* begin Data block *
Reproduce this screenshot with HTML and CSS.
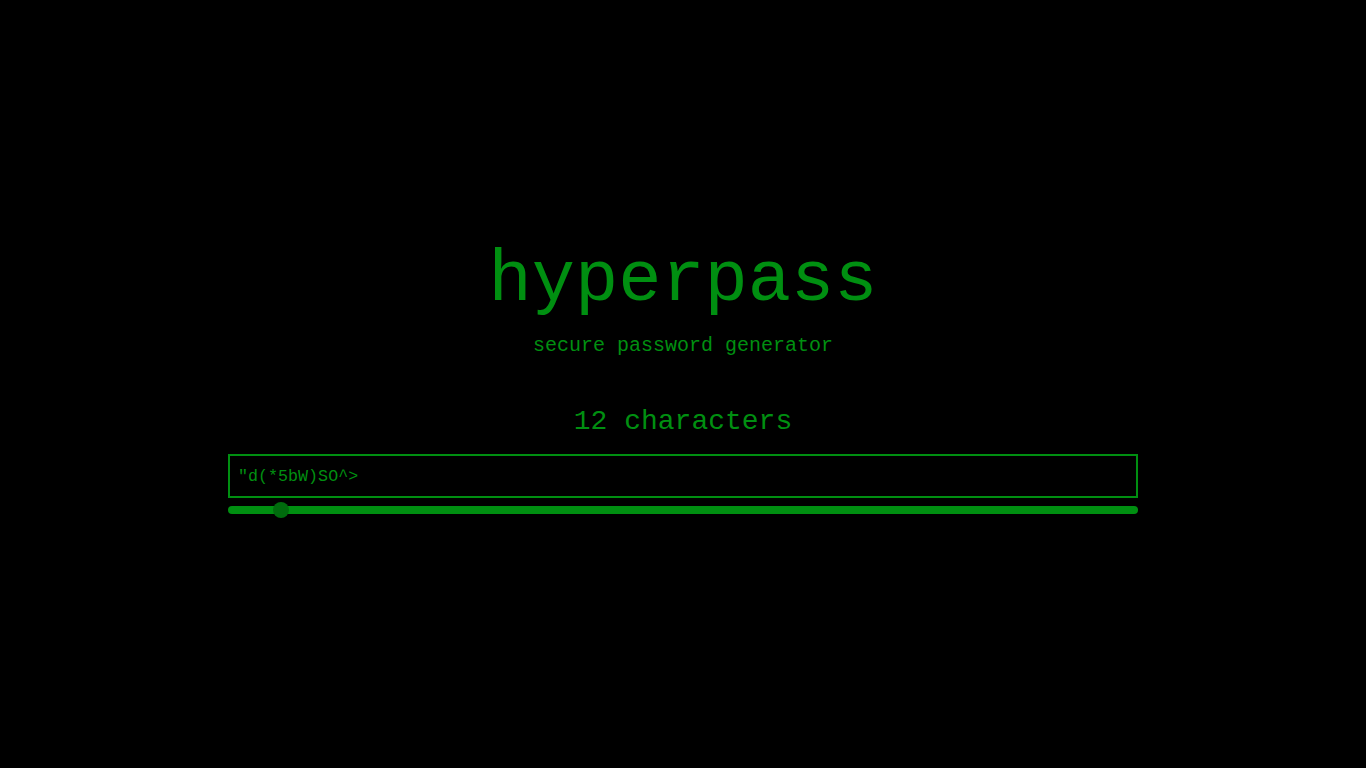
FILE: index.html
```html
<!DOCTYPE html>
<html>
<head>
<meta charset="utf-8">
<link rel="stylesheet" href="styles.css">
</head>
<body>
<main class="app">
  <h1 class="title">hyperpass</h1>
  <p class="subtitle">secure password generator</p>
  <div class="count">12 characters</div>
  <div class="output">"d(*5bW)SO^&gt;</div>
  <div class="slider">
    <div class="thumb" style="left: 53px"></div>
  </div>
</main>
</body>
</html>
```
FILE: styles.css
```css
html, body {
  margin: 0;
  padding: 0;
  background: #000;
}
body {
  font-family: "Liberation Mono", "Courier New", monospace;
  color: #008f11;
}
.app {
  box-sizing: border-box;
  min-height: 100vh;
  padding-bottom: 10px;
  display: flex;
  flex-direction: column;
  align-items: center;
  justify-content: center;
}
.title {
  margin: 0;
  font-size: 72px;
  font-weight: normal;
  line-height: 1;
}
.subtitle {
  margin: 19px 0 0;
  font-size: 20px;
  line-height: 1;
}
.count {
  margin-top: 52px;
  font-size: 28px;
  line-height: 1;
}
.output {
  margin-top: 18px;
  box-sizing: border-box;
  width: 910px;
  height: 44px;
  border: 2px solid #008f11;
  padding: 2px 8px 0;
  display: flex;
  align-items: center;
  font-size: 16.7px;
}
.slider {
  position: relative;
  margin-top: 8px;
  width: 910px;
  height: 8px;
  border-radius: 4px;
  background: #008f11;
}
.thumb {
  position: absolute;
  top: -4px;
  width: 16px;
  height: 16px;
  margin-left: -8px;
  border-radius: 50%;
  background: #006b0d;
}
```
* end Data block *
• Task objective: Make an exact copy of the data above, pictures excluded.

• Problem solution:
Reproduce this screenshot with HTML and CSS.
FILE: index.html
```html
<!DOCTYPE html>
<html>
<head>
<meta charset="utf-8">
<link rel="stylesheet" href="styles.css">
</head>
<body>
<main class="app">
  <h1 class="title">hyperpass</h1>
  <p class="subtitle">secure password generator</p>
  <div class="count">12 characters</div>
  <div class="output">"d(*5bW)SO^&gt;</div>
  <div class="slider">
    <div class="thumb" style="left: 53px"></div>
  </div>
</main>
</body>
</html>
```
FILE: styles.css
```css
html, body {
  margin: 0;
  padding: 0;
  background: #000;
}
body {
  font-family: "Liberation Mono", "Courier New", monospace;
  color: #008f11;
}
.app {
  box-sizing: border-box;
  min-height: 100vh;
  padding-bottom: 10px;
  display: flex;
  flex-direction: column;
  align-items: center;
  justify-content: center;
}
.title {
  margin: 0;
  font-size: 72px;
  font-weight: normal;
  line-height: 1;
}
.subtitle {
  margin: 19px 0 0;
  font-size: 20px;
  line-height: 1;
}
.count {
  margin-top: 52px;
  font-size: 28px;
  line-height: 1;
}
.output {
  margin-top: 18px;
  box-sizing: border-box;
  width: 910px;
  height: 44px;
  border: 2px solid #008f11;
  padding: 2px 8px 0;
  display: flex;
  align-items: center;
  font-size: 16.7px;
}
.slider {
  position: relative;
  margin-top: 8px;
  width: 910px;
  height: 8px;
  border-radius: 4px;
  background: #008f11;
}
.thumb {
  position: absolute;
  top: -4px;
  width: 16px;
  height: 16px;
  margin-left: -8px;
  border-radius: 50%;
  background: #006b0d;
}
```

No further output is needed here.